Analiz / Doç. Dr. Osman TEK
İnsanlık tarihine bakıldığında en büyük kırılmaların, en büyük zulümlerin ve en derin travmaların arkasında hep bir tek adam vardır. Diller değişir, kıyafetler değişir, coğrafyalar değişir… Ama sahneye çıkan figür hep aynıdır: Mutlak güçle sarhoş olmuş bir adam.
Tarihin en trajik sayfalarını çevirdiğimizde her defasında karşımıza çıkan bu figür; tek bir kararın, tek bir iradenin, tek bir aklın etrafında örülen bir düzenin merkezindedir. Ne meclis vardır, ne danışman; ne denge vardır, ne denetim.
Bu travmanın iki yüzü vardır: Doğu ve Batı.
Doğu’da tek adamlık çoğu zaman kutsallaştırılarak sunulur; Batı’da ise karizmatik lider kültüyle paketlenir. Ama sonuç aynıdır: Felaket.
Doğu’dan bir örnek: Saddam Hüseyin.
Bir halkın umudu olarak başlayan iktidarı, zamanla Irak halkının karanlık kaderine dönüşmüştür. On binlerce insanın hayatı, onun korkuları ve saplantıları uğruna mahvolmuştur.
Batı’dan bir örnek: Adolf Hitler.
Demokrasiyi kullanarak iktidara gelen, sonra o demokrasiyi yerle bir eden bir başka tek adam. Milyonlarca masum insanın ölümü onun “tek doğru”suna kurban edildi.

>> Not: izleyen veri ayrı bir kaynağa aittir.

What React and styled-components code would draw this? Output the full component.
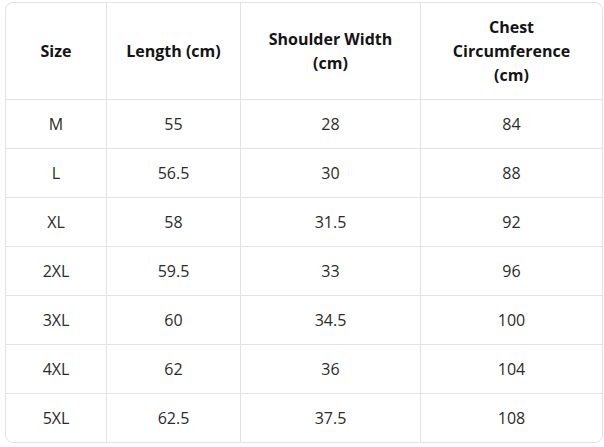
import React from 'react';
import styled, { createGlobalStyle } from 'styled-components';

const GlobalStyle = createGlobalStyle`
  html, body {
    margin: 0;
    padding: 0;
    background: #fff;
  }
  body {
    font-family: "Open Sans", "Noto Sans", "Liberation Sans", sans-serif;
  }
`;

const Wrap = styled.div`
  padding: 2px 3px 0 5px;
`;

const Table = styled.table`
  width: 596px;
  border-collapse: separate;
  border-spacing: 0;
  border: 1px solid #e3e3e3;
  border-radius: 8px;
  table-layout: fixed;
  color: #2b2b2b;
  font-size: 16px;

  th,
  td {
    text-align: center;
    vertical-align: middle;
    border-right: 1px solid #e3e3e3;
    border-bottom: 1px solid #e3e3e3;
    padding: 0 6px;
  }
  th:last-child,
  td:last-child {
    border-right: none;
  }
  tbody tr:last-child td {
    border-bottom: none;
  }
  thead th {
    height: 96px;
    font-weight: 700;
    color: #141414;
    line-height: 24px;
  }
  tbody td {
    height: 48px;
    line-height: 20px;
  }
`;

const sizes = [
  { size: 'M', length: '55', shoulder: '28', chest: '84' },
  { size: 'L', length: '56.5', shoulder: '30', chest: '88' },
  { size: 'XL', length: '58', shoulder: '31.5', chest: '92' },
  { size: '2XL', length: '59.5', shoulder: '33', chest: '96' },
  { size: '3XL', length: '60', shoulder: '34.5', chest: '100' },
  { size: '4XL', length: '62', shoulder: '36', chest: '104' },
  { size: '5XL', length: '62.5', shoulder: '37.5', chest: '108' },
];

const App = () => (
  <Wrap>
    <GlobalStyle />
    <Table>
      <colgroup>
        <col width="101" />
        <col width="134" />
        <col width="180" />
        <col width="181" />
      </colgroup>
      <thead>
        <tr>
          <th scope="col">Size</th>
          <th scope="col">Length (cm)</th>
          <th scope="col">
            Shoulder Width
            <br />
            (cm)
          </th>
          <th scope="col">
            Chest
            <br />
            Circumference
            <br />
            (cm)
          </th>
        </tr>
      </thead>
      <tbody>
        {sizes.map(s => (
          <tr key={s.size}>
            <td>{s.size}</td>
            <td>{s.length}</td>
            <td>{s.shoulder}</td>
            <td>{s.chest}</td>
          </tr>
        ))}
      </tbody>
    </Table>
  </Wrap>
);

export default App;
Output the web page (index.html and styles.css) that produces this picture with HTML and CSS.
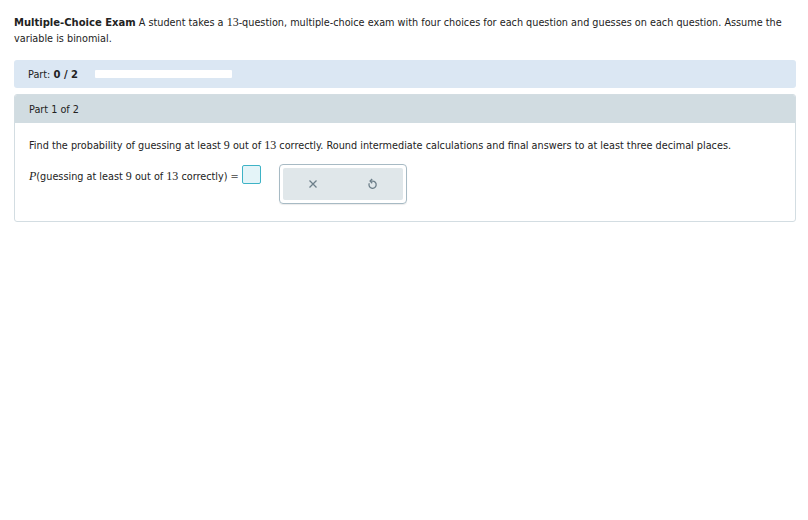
FILE: index.html
```html
<!DOCTYPE html>
<html lang="en">

<head>
    <meta charset="UTF-8">
    <title>Multiple-Choice Exam</title>
    <link rel="stylesheet" href="styles.css">
</head>

<body>
    <div class="page">
        <p class="intro"><b>Multiple-Choice Exam</b> A student takes a <span class="num">13</span>-question, multiple-choice exam with four choices for each question and guesses on each question. Assume the variable is binomial.</p>

        <div class="progress">
            <span class="progress-label">Part: <b>0 / 2</b></span>
            <div class="progress-track"></div>
        </div>

        <div class="part">
            <div class="part-header">Part 1 of 2</div>
            <div class="part-body">
                <p class="question">Find the probability of guessing at least <span class="num">9</span> out of <span class="num">13</span> correctly. Round intermediate calculations and final answers to at least three decimal places.</p>
                <div class="answer-row">
                    <span class="expr"><i class="num">P</i>(guessing at least <span class="num">9</span> out of <span class="num">13</span> correctly)<span class="eq">=</span></span>
                    <span class="answer-box"></span>
                    <div class="tools">
                        <div class="tools-inner">
                            <button type="button" class="tool" title="Clear">
                                <svg width="10" height="10" viewBox="0 0 10 10"><path d="M1.5 1.5 L8.5 8.5 M8.5 1.5 L1.5 8.5" stroke="#6d7f8a" stroke-width="1.3" fill="none"/></svg>
                            </button>
                            <button type="button" class="tool" title="Undo">
                                <svg width="11" height="12" viewBox="0 0 11 12"><path d="M2.3 5.2 A3.6 3.6 0 1 0 5.5 3.1 L4 3.1" stroke="#6d7f8a" stroke-width="1.3" fill="none"/><path d="M5.2 1 L3.1 3.1 L5.2 5.2" stroke="#6d7f8a" stroke-width="1.3" fill="none"/></svg>
                            </button>
                        </div>
                    </div>
                </div>
            </div>
        </div>
    </div>
</body>

</html>
```

FILE: styles.css
```css
body {
    margin: 0;
    font-family: "DejaVu Sans", Verdana, sans-serif;
    font-size: 9.7px;
    color: #222;
    background: #fff;
}

b {
    font-size: 10px;
}

.page {
    padding: 15px 12px 0 14px;
}

.intro {
    margin: 0;
    line-height: 16px;
}

.num {
    font-family: "Liberation Serif", "Times New Roman", serif;
    font-size: 12px;
    line-height: 1;
}

.progress {
    display: flex;
    align-items: center;
    height: 28px;
    margin-top: 13px;
    padding-left: 14px;
    background-color: #dbe7f3;
    border-radius: 3px;
}

.progress-label {
    width: 67px;
}

.progress-track {
    width: 137px;
    height: 8px;
    background-color: #fff;
    border-radius: 1px;
}

.part {
    margin-top: 6px;
    border: 1px solid #d3dde2;
    border-radius: 3px;
    overflow: hidden;
}

.part-header {
    height: 28px;
    line-height: 30px;
    padding-left: 14px;
    background-color: #d1dce1;
}

.part-body {
    padding: 16px 14px 17px 14px;
}

.question {
    margin: 0;
    line-height: 14px;
}

.answer-row {
    display: flex;
    align-items: flex-start;
    margin-top: 11px;
}

.expr {
    margin-top: 6px;
    line-height: 14px;
}

.eq {
    margin: 0 3px 0 3px;
    color: #666;
}

.answer-box {
    width: 17px;
    height: 17px;
    margin-top: 1px;
    border: 1px solid #3eb3c6;
    border-radius: 2px;
    background-color: #e4f4f8;
}

.tools {
    margin-left: 18px;
    padding: 3px;
    border: 1px solid #a7bac4;
    border-radius: 4px;
    box-shadow: 0 1px 1px rgba(0, 0, 0, 0.08);
}

.tools-inner {
    display: flex;
    width: 120px;
    height: 32px;
    background-color: #e0e7ea;
    border-radius: 2px;
}

.tool {
    flex: 1;
    border: none;
    background: transparent;
    padding: 0;
    display: flex;
    align-items: center;
    justify-content: center;
    cursor: pointer;
}
```
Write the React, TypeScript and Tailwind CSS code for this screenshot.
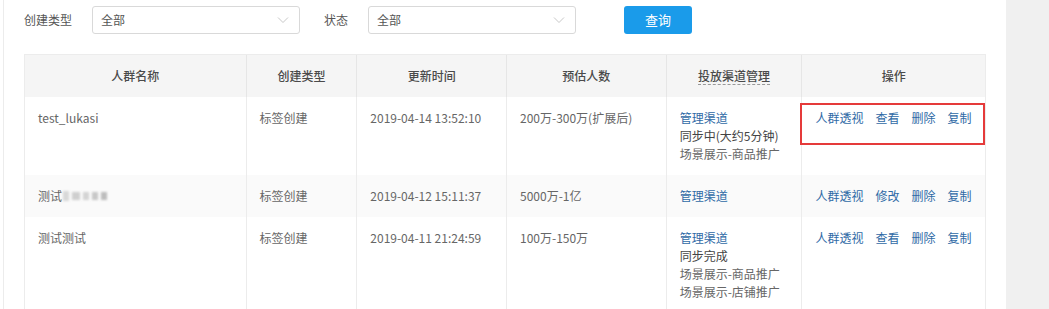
const font = { fontFamily: '"Noto Sans CJK SC", "Noto Sans", sans-serif' };

type Row = {
  name: React.ReactNode;
  type: string;
  time: string;
  size: string;
  channel: string[];
  actions: string[];
  striped?: boolean;
  boxed?: boolean;
};

const rows: Row[] = [
  {
    name: 'test_lukasi',
    type: '标签创建',
    time: '2019-04-14 13:52:10',
    size: '200万-300万(扩展后)',
    channel: ['同步中(大约5分钟)', '场景展示-商品推广'],
    actions: ['人群透视', '查看', '删除', '复制'],
    boxed: true,
  },
  {
    name: (
      <span className="flex items-center">
        测试
        <span className="ml-[1px] inline-flex gap-[3px] items-center">
          <span className="w-[6px] h-[10px] bg-[#d8d8d8] blur-[1px]" />
          <span className="w-[8px] h-[8px] bg-[#cfcfcf] blur-[1px]" />
          <span className="w-[6px] h-[8px] bg-[#d4d4d4] blur-[1px]" />
          <span className="w-[6px] h-[8px] bg-[#c8c8c8] blur-[1px]" />
          <span className="w-[6px] h-[8px] bg-[#bdbdbd] blur-[1px]" />
        </span>
      </span>
    ),
    type: '标签创建',
    time: '2019-04-12 15:11:37',
    size: '5000万-1亿',
    channel: [],
    actions: ['人群透视', '修改', '删除', '复制'],
    striped: true,
  },
  {
    name: '测试测试',
    type: '标签创建',
    time: '2019-04-11 21:24:59',
    size: '100万-150万',
    channel: ['同步完成', '场景展示-商品推广', '场景展示-店铺推广'],
    actions: ['人群透视', '查看', '删除', '复制'],
  },
];

function Select() {
  return (
    <div className="w-[208px] h-[28px] border border-[#d9d9d9] rounded-[3px] bg-white flex items-center justify-between pl-[8px] pr-[10px] text-[12px] text-[#555]">
      <span>全部</span>
      <svg width="12" height="8" viewBox="0 0 12 8" fill="none">
        <path d="M1 1.5 L6 6.5 L11 1.5" stroke="#c8c8c8" strokeWidth="1" />
      </svg>
    </div>
  );
}

const cols = ['w-[221px]', 'w-[111px]', 'w-[150px]', 'w-[160px]', 'w-[136px]', 'w-[184px]'];

export default function App() {
  return (
    <div className="flex w-[1049px] h-[309px] overflow-hidden bg-white" style={font}>
      <div className="w-[3px] shrink-0" />
      <div className="flex-1 border-l border-[#ececec] pl-[20px]">
        {/* Filters */}
        <div className="flex items-center h-[28px] mt-[6px] text-[12px] text-[#555]">
          <span className="w-[48px]">创建类型</span>
          <div className="ml-[20px]">
            <Select />
          </div>
          <span className="ml-[24px] w-[24px]">状态</span>
          <div className="ml-[20px]">
            <Select />
          </div>
          <button className="ml-[48px] w-[68px] h-[28px] rounded-[3px] bg-[#1a9bea] text-white text-[13px]">
            查询
          </button>
        </div>

        {/* Table */}
        <div className="mt-[20px] w-[962px] border border-[#ececec] text-[12px] leading-[18px]">
          <div className="flex h-[42px] bg-[#f5f5f5] text-[#4a4a4a] font-medium">
            {['人群名称', '创建类型', '更新时间', '预估人数', '投放渠道管理', '操作'].map((h, i) => (
              <div
                key={h}
                className={`${cols[i]} flex items-center justify-center ${i > 0 ? 'border-l border-[#e6e6e6]' : ''}`}
              >
                {i === 4 ? (
                  <span className="border-b border-dashed border-[#999] leading-[17px]">{h}</span>
                ) : (
                  h
                )}
              </div>
            ))}
          </div>
          {rows.map((r, idx) => (
            <div key={idx} className={`flex ${r.striped ? 'bg-[#fafafa]' : 'bg-white'}`}>
              <div className={`${cols[0]} px-[13px] py-[12px] text-[#666]`}>{r.name}</div>
              <div className={`${cols[1]} px-[13px] py-[12px] text-[#666] border-l border-[#ececec]`}>{r.type}</div>
              <div className={`${cols[2]} px-[13px] py-[12px] text-[#666] border-l border-[#ececec]`}>{r.time}</div>
              <div className={`${cols[3]} px-[13px] py-[12px] text-[#666] border-l border-[#ececec]`}>{r.size}</div>
              <div className={`${cols[4]} px-[13px] py-[12px] border-l border-[#ececec] flex flex-col`}>
                <span className="text-[#2f6aa6]">管理渠道</span>
                {r.channel.map((c, i) => (
                  <span key={c} className={i === 0 ? 'text-[#444]' : 'text-[#666]'}>
                    {c}
                  </span>
                ))}
              </div>
              <div className={`${cols[5]} relative px-[13px] py-[12px] border-l border-[#ececec]`}>
                <div className="flex gap-[12px] text-[#2f6aa6]">
                  {r.actions.map((a) => (
                    <span key={a}>{a}</span>
                  ))}
                </div>
                {r.boxed && (
                  <div className="absolute left-[-2px] top-[6px] w-[185px] h-[42px] border-2 border-[#e53a3a]" />
                )}
              </div>
            </div>
          ))}
        </div>
      </div>
      <div className="w-[43px] shrink-0 bg-[#f0f0f0]" />
    </div>
  );
}
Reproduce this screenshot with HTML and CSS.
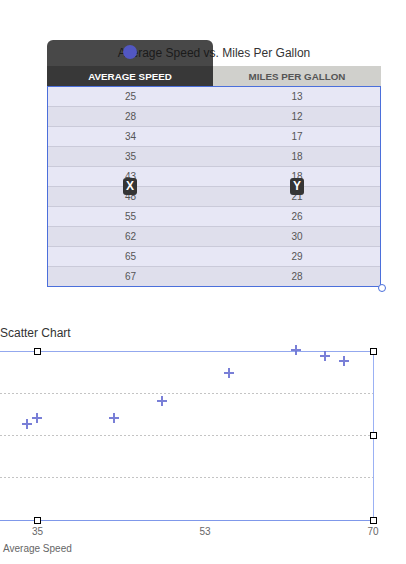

Peki neden bu figür hep geri döner? Neden insanlık, bu acı tecrübeye rağmen, zaman zaman “bir kişiye teslim olma” duygusuna kapılır? Belki de cevabı Kur’an-ı Kerim verir.
Kur’an’da anlatılan Firavun, siyaset alanında tek adamdır.
Karun, ekonomide tekelleşmiş bir adamdır.
Ve Bel’am, dinin otoritesi olarak karşımıza çıkar.
Bu üçlü birleştiğinde, yeryüzünde adeta kıyamet kopar.
Çünkü güç, para ve din, bir elde toplandığında insan kendini tanrı gibi görmeye başlar.
Kur’an bu tek adamlara net bir cümleyle cevap verir:
“De ki: Mülk yalnızca Allah’ındır.”
Bu, sadece bir inanç cümlesi değildir. Aynı zamanda bir hukuk manifestosu ve evrensel bir uyarıdır.
“Kendinize gelin, siz yeryüzünde tanrı gibi hareket edemezsiniz.”
Mülkün Allah’a Ait Olduğunu Hatırlamak Ne Demektir?
Gücün sınırlı olduğunu bilmektir.
Emanetin bir gün sorulacağını hatırlamaktır.
Adaletin insan icadı değil, ilahi bir yükümlülük olduğunu kabul etmektir.
Ve en önemlisi: Kimsenin, kimseye “ben senden üstünüm” deme hakkı olmadığını bilmektir.
Birlikte düşünmek ve birlikte karar vermektir.
Bugün bir ülkede basın susturulmuşsa, yargı tek bir kişiye bağlı hale gelmişse, sokaklar korku, ekranlar sessizlikle dolmuşsa… Orada tek adamlık bir travmaya dönüşmüştür.
Ve bu travma sadece bugünü değil, yarınları da zehirler.
Sosyal psikolojik gerçeklik şunu göstermekte, yanlış bir düzenin çarkları arasında insanlık onuruna yakışmayan bir şekilde yaşamaya mecbur edilen insanlar zalimlerden tek başlarına intikam alamadıklarında, gücü bir zalime teslim ederek intikam almayı düşünüyorlar. Bir yanlış başka bir yanlışı doğuyor.
Neden?
Çünkü adalet arayışı yerine intikam arayışı ile hareket etmek her daim zulmü doğurur. Tek adamların hayatlarının erken dönemleri tahlil edildiğinde ezik ruhlu insanlar oldukları görülür.